As to the first advantage insisted upon, it appears clearly from the proof that Church was by no means the first to show a device whereby the movement could be taken from the watch without removing the stem-arbor, or disturbing the same. It is shown in the Brez patent of July, 1875, in the Fitch patent of April, 1879, in the Eisen patent of December, 1880, and in the Woerd patent, which I have already cited, besides in several other patents which appear in evidence in the case, and which it is unnecessary to refer to. But I find in none of the patents cited any mechanism which effects the winding and setting engagements by means of springs which are brought into action in such a manner as to relieve the wheels from the direct force of the pull and push upon the stem-arbor. As I have already said, Church did not invent the short stem-arbor which allowed of the removal of the movement from the case of the watch, nor did he invent the latch or lock, in the sheath of the stem-arbor, by means of which the stem-arbor is retained at the limit of its inward or outward movement, but he has adjusted and attached what he did invent to be used with such a stem-arbor, and I therefore think he has the right to claim that his winding and hands-setting train has no positive connection with the stem-arbor, as he has, by means of his sliding block, N, within the movement, secured all the results which would be accomplished by a longer stem-arbor. This sliding 526block or bar, while it has no positive connection with the stem-arbor, being so arranged in connection, with the stem-arbor that it is pushed inwardly by the inward movement of the stem, and follows the stem-arbor outwardly, when the stem is withdrawn to its inward limit, by reason of the action of the springs belonging to the winding and hands-setting trains.
As to the criticism that the claims of the complainants' patent are too broad, and include results rather than devices, I will merely say, it is one of the settled canons for the construction of the claims of a patent that they must be so construed, if possible, as to uphold the patent, and, in the light of this rule, when the first claim is, in terms, for a winding and hands-setting train that is adapted to be placed in engagement with the winding and dial wheels of the watch by a longitudinal movement of the stem-arbor that has no positive connection with the train, the claim cannot be held to mean any kind of a winding or hands-setting train, but such an one as is shown in the specifications and drawings of the patent. If the claim is held to mean any winding and setting train adapted to be put into winding and setting engagement by a longitudinal movement, of the stem-arbor, which has no positive connection with the train, then, it would manifestly be anticipated by the Woerd and Carnahan patents, and perhaps other inventors who show winding and setting trains adapted to be placed in winding and setting engagements by endwise movements of stem-arbors that have no positive connection with such trains. And this explanation applies to all the claims; if they are to be read in the broadest, sense of which their language is capable, of being understood, then they are obnoxious to the criticism that they are claims for results and not for devices. But the words, “substantially as and for the purpose shown,” take us back to the specifications and drawings, and bring the devices there shown into the claims, and I construe the claim as for the devices there shown. Therefore, while, these, claims are broad, I think they can be sustained as for the devices which are described. Corn-Planter Patent, 23 Wall. 218.

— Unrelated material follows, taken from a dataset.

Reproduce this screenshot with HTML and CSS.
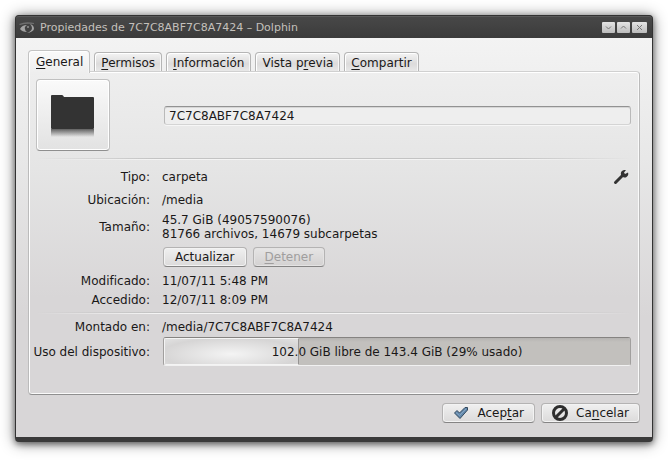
FILE: index.html
```html
<!DOCTYPE html>
<html lang="es">
<head>
    <meta charset="UTF-8">
    <meta name="viewport" content="width=device-width, initial-scale=1.0">
    <title>Propiedades de 7C7C8ABF7C8A7424 – Dolphin</title>
    <link rel="stylesheet" href="styles.css">
</head>
<body>

<div class="window">
    <header class="titlebar">
        <svg class="app-icon" viewBox="0 0 16 14" width="16" height="14">
            <path d="M0 3Q7 0 15 2V3Q7 2 1 4Z" fill="#707070"/>
            <path d="M1 8Q3 4 8 4Q5 6 6 8Q6 10 8 11Q3 11 1 8Z" fill="#a3a3a3"/>
            <path d="M11 3Q15 4 15 8Q14 11 8 12Q13 10 13 7Q13 5 11 3Z" fill="#a3a3a3"/>
            <circle cx="9" cy="6" r="1" fill="#909090"/>
        </svg>
        <h1 class="title">Propiedades de 7C7C8ABF7C8A7424 – Dolphin</h1>
        <div class="window-buttons">
            <button type="button" aria-label="Minimizar"><svg viewBox="0 0 7 7" width="7" height="7"><path d="M1 2.500L3.500 5L6 2.500"/></svg></button>
            <button type="button" aria-label="Maximizar"><svg viewBox="0 0 7 7" width="7" height="7"><path d="M1 4.500L3.500 2L6 4.500"/></svg></button>
            <button type="button" class="close" aria-label="Cerrar"><svg viewBox="0 0 7 7" width="7" height="7"><path d="M1 1L6 6M6 1L1 6"/></svg></button>
        </div>
    </header>

    <main class="content">
        <div class="tabs" role="tablist">
            <button type="button" class="tab active" role="tab" aria-selected="true"><u>G</u>eneral</button>
            <button type="button" class="tab" role="tab"><u>P</u>ermisos</button>
            <button type="button" class="tab" role="tab"><u>I</u>nformación</button>
            <button type="button" class="tab" role="tab">Vista p<u>r</u>evia</button>
            <button type="button" class="tab" role="tab"><u>C</u>ompartir</button>
        </div>

        <section class="panel">
            <div class="name-row">
                <button type="button" class="folder-button" aria-label="Cambiar icono">
                    <svg viewBox="0 0 46 44" width="46" height="44">
                        <defs>
                            <linearGradient id="reflection" x1="0" y1="0" x2="0" y2="1">
                                <stop offset="0" stop-color="#333" stop-opacity=".75"/>
                                <stop offset="1" stop-color="#333" stop-opacity="0"/>
                            </linearGradient>
                        </defs>
                        <path d="M1 3Q1 2 2 2H12Q13 2 14 4H43Q44 4 44 5V35Q44 36 43 36H2Q1 36 1 35Z" fill="#333"/>
                        <rect x="1" y="36" width="43" height="8" fill="url(#reflection)"/>
                    </svg>
                </button>
                <input type="text" class="name-input" aria-label="Nombre" value="7C7C8ABF7C8A7424">
            </div>

            <hr>

            <dl class="details">
                <dt>Tipo:</dt>
                <dd class="type-row">carpeta
                    <button type="button" class="wrench" aria-label="Editar tipo de archivo">
                        <svg viewBox="0 0 16 16" width="16" height="16">
                            <path d="M2.500 13.500L10 6" fill="none" stroke="#333" stroke-width="3" stroke-linecap="round"/>
                            <path d="M8 6Q7 2 11 1L13 1L11 3.500L12 5L15 3.500Q16 6 13.500 8Q12 9 10 8Z" fill="#333"/>
                        </svg>
                    </button>
                </dd>
                <dt>Ubicación:</dt>
                <dd>/media</dd>
                <dt>Tamaño:</dt>
                <dd class="size">45.7 GiB (49057590076)<br>81766 archivos, 14679 subcarpetas</dd>
                <dd class="actions">
                    <button type="button" class="button">Actualizar</button>
                    <button type="button" class="button" disabled><span><u>D</u>etener</span></button>
                </dd>
                <dt>Modificado:</dt>
                <dd>11/07/11 5:48 PM</dd>
                <dt>Accedido:</dt>
                <dd>12/07/11 8:09 PM</dd>
            </dl>

            <hr>

            <dl class="details device">
                <dt>Montado en:</dt>
                <dd>/media/7C7C8ABF7C8A7424</dd>
                <dt><label for="usage">Uso del dispositivo:</label></dt>
                <dd class="usage">
                    <progress id="usage" value="29" max="100"></progress>
                    <span class="usage-text">102.0 GiB libre de 143.4 GiB (29% usado)</span>
                </dd>
            </dl>
        </section>

        <footer class="dialog-buttons">
            <button type="button" class="button">
                <svg viewBox="0 0 16 16" width="16" height="16">
                    <path d="M1.500 8L4 5.500L6.500 8L12 2.500H14.500V5L7 13.500Z" fill="#6389ad" stroke="#33495d" stroke-linejoin="round"/>
                    <path d="M3 7.500L6.500 10.500L13 4" fill="none" stroke="#86a6c2"/>
                </svg>
                <span>Acep<u>t</u>ar</span>
            </button>
            <button type="button" class="button">
                <svg viewBox="0 0 16 16" width="16" height="16">
                    <circle cx="8" cy="8" r="6.500" fill="none" stroke="#2e2e2e" stroke-width="3"/>
                    <path d="M4 12L12 4" stroke="#2e2e2e" stroke-width="3"/>
                </svg>
                <span>Ca<u>n</u>celar</span>
            </button>
        </footer>
    </main>
</div>

</body>
</html>
```

FILE: styles.css
```css
* {
    box-sizing: border-box;
}
body {
    margin: 0;
    padding: 15px 15px 18px;
    background: #fff;
    color: #1a1818;
    font-family: "DejaVu Sans", sans-serif;
    font-size: 12px;
    line-height: 14px;
}
button,
input {
    font: inherit;
    color: inherit;
}
u {
    text-decoration-thickness: 1px;
    text-underline-offset: 2px;
    text-decoration-skip-ink: none;
}
svg {
    display: block;
    flex: none;
}

/* window frame */
.window {
    border: 1px solid #333;
    border-bottom: 5px solid #3a3a3a;
    border-radius: 4px;
    background: #3f3f3f;
    box-shadow: 0 2px 6px rgba(0,0,0,0.5), 0 1px 15px rgba(0,0,0,0.45);
}
.titlebar {
    display: flex;
    align-items: center;
    gap: 5px;
    height: 22px;
    padding: 0 5px 0 3px;
    border-top: 1px solid #5a5a5a;
    border-radius: 3px 3px 0 0;
    background: linear-gradient(#484848, #3b3b3b);
}
.title {
    flex: 1;
    margin: 0;
    color: #c4c0bc;
    font-size: 11px;
    font-weight: normal;
}
.window-buttons {
    display: flex;
    gap: 2px;
}
.window-buttons button {
    display: flex;
    align-items: center;
    justify-content: center;
    width: 13px;
    height: 11px;
    padding: 0;
    border: none;
    border-radius: 1px;
    background: linear-gradient(#e3e3e3, #bcbcbc);
}
.window-buttons .close {
    width: 15px;
}
.window-buttons path {
    fill: none;
    stroke: #777;
}
.content {
    padding: 12px 12px 14px;
    background: linear-gradient(#f3f3f3, #e8e8e8 30%, #d8d6d7 70%);
}

/* tabs */
.tabs {
    display: flex;
    align-items: flex-end;
    gap: 4px;
}
.tab {
    height: 19px;
    padding: 2px 6px 0;
    border: 1px solid #b5b5b5;
    border-bottom: none;
    border-radius: 4px 4px 0 0;
    background: linear-gradient(#f4f4f4, #dcdbdb 60%, #e8e8e8);
    box-shadow: inset 1px 1px #fff, inset -1px 0 #f6f6f6;
}
.tab.active {
    z-index: 1;
    height: 23px;
    margin-bottom: -2px;
    padding: 0 6px 0 7px;
    border-color: #c3c3c3;
    background: linear-gradient(#fafafa, #eeeeee);
}
.panel {
    padding: 7px 8px 28px 7px;
    border: 1px solid #bbb;
    border-top-color: #d0d0d0;
    border-bottom-color: #8f8f8f;
    border-radius: 0 4px 4px 4px;
    background: linear-gradient(#eeeeee, #e5e5e5 30%, #d8d6d7 70%);
    box-shadow: inset 0 1px #fff, inset 1px 0 #fff, inset -1px -1px #fafafa;
}

/* icon and name */
.name-row {
    display: flex;
    align-items: center;
    gap: 54px;
    padding-bottom: 2px;
}
.folder-button {
    display: flex;
    align-items: center;
    justify-content: center;
    width: 74px;
    height: 72px;
    padding: 0;
    border: 1px solid #c0c0c0;
    border-bottom-color: #8f8f8f;
    border-radius: 4px;
    background: linear-gradient(#fafafa, #e2e2e2);
    box-shadow: inset 0 0 0 1px #fff;
}
.name-input {
    flex: 1;
    min-width: 0;
    height: 19px;
    padding: 1px 4px 0;
    border: 1px solid #b9b9b9;
    border-top-color: #929292;
    border-bottom-color: #d4d4d4;
    border-radius: 3px;
    background: #eeeeee;
    box-shadow: inset 0 1px #d6d6d6, 0 1px #f6f6f6;
}
hr {
    height: 2px;
    margin: 5px 0 6px;
    border: none;
    background: linear-gradient(90deg, transparent, #c3c3c3 20%, #c3c3c3 80%, transparent) top / 100% 1px no-repeat,
                linear-gradient(90deg, transparent, #f4f4f4 20%, #f4f4f4 80%, transparent) bottom / 100% 1px no-repeat;
}

/* property rows */
.details {
    display: grid;
    grid-template-columns: 114px 1fr;
    gap: 5px 12px;
    align-items: center;
    margin: 0;
}
.details dt {
    display: flex;
    justify-content: flex-end;
    white-space: nowrap;
}
.details dd {
    margin: 0;
}
.details .type-row {
    display: flex;
    align-items: center;
    justify-content: space-between;
    height: 22px;
}
.wrench {
    padding: 2px;
    border: none;
    background: none;
}
.size {
    padding: 1px 0;
}
.actions {
    grid-column: 2;
    display: flex;
    gap: 6px;
    padding: 0 1px 2px;
}
.button {
    display: flex;
    align-items: center;
    justify-content: center;
    gap: 8px;
    height: 20px;
    padding: 0 11px;
    border: 1px solid #b4b3b3;
    border-bottom-color: #858484;
    border-radius: 4px;
    background: linear-gradient(#f0f0f0, #dbdada);
    box-shadow: inset 0 0 0 1px #f3f3f3;
}
.button:disabled {
    color: #a09e9e;
    background: linear-gradient(#e6e5e5, #d3d1d1);
    box-shadow: inset 0 0 0 1px #e4e3e3;
}
.device {
    row-gap: 3px;
}

/* disk usage */
.usage {
    display: grid;
    align-items: center;
    padding-left: 1px;
}
.usage progress,
.usage-text {
    grid-area: 1 / 1;
}
.usage-text {
    text-align: center;
}
.usage progress {
    appearance: none;
    width: 100%;
    height: 29px;
    border: 1px solid #a19f9e;
    border-top-color: #858381;
    border-bottom-color: #f1f1f1;
    border-radius: 3px;
    overflow: hidden;
}
.usage progress::-webkit-progress-bar {
    background: linear-gradient(#b5b3b1, #c2c0bd 4px);
}
.usage progress::-webkit-progress-value {
    border: 1px solid #f4f4f4;
    border-right-color: #959392;
    background: radial-gradient(ellipse at 50% 60%, #f4f4f4, #d6d5d5 75%, #e2e2e2);
}

/* dialog buttons */
.dialog-buttons {
    display: flex;
    justify-content: flex-end;
    gap: 6px;
    padding-top: 8px;
}
.dialog-buttons .button {
    padding: 0 10px;
}
```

Upon the question of infringement, I think it only needs a comparison, of the complainants' patent with the defendant's watch to see that there is no substantial difference between them. Defendant's watches, three of winch are in evidence, show an oscillating yoke carrying a winding and hands-setting train adapted to be placed in winding and setting engagement by the endwise movement of the stem-arbor, by means of a loose sliding prolongation of the stem-arbor, like complainants' bar, or block, N, which, when the stem-arbor is pushed inward, brings into action a spring which throws the end of the yoke carrying the winding pinion into contact with the winding wheel, and which, when the pressure of the stem-arbor is withdrawn, throws the winding pinion out of engagement with the winding wheel, and the setting wheel into setting engagement with the dial-wheels, by the action of springs, and which secure the same result as the complainants patent; that is, the engagement is not forced by the direct push or pull upon the stem-arbor, but by the more gentle action of the springs. Therefore, while there is some 527slight change in the mechanism, it is practically the same as that of the complainants' patent. While defendant contends that the normal condition of its watch is that of the winding engagement, yet, the moment the pressure upon the stem-arbor is withdrawn, the action of the spring throws it into setting engagement the same as in the complainants' patent. In other words, as I understand the operation of defendant's watch, it is normal in the setting engagement the same as complainants'; it is only in winding engagement while constrained there by pressure from the stem-arbor pushed inward to its inner limit.
As I have already said, the Colby patent, upon which this suit is brought, refers only to the locking device in the stem-arbor, so far as this suit is concerned, which locking device is in the pendant sheath of the stem-arbor. The proof shows affirmatively that the defendant only manufactures the movements of watches; that it has never made any watch-cases, and has never made any stems or pendants with this locking device; and the complainants admit that the only ground for holding the defendant liable upon this Colby patent is that it is a contributory infringer, inasmuch as its movements are adapted to be used with the Colby pendant, or stem-locking device. I think it is an abundant answer to this claim that the defendant's movement is adapted to be used with any watch which has the stem-arbor not directly connected with the stem-winding and hands-setting trains. Several such stem-arbors are shown in the proofs. In the Himmer patent a device is shown for locking the stem-arbor in its various positions by means of a catch or latch, which could, undoubtedly be applied to pendants, or to the complainants' watch, if they saw fit. I therefore find that there is no infringement of the Colby patent. A decree may therefore be prepared finding that the defendant infringes the first, third, fourth, fifth, and sixth claims of the Church patent, and that it does not infringe the Colby patent, and the bill is dismissed as to the Colby patent.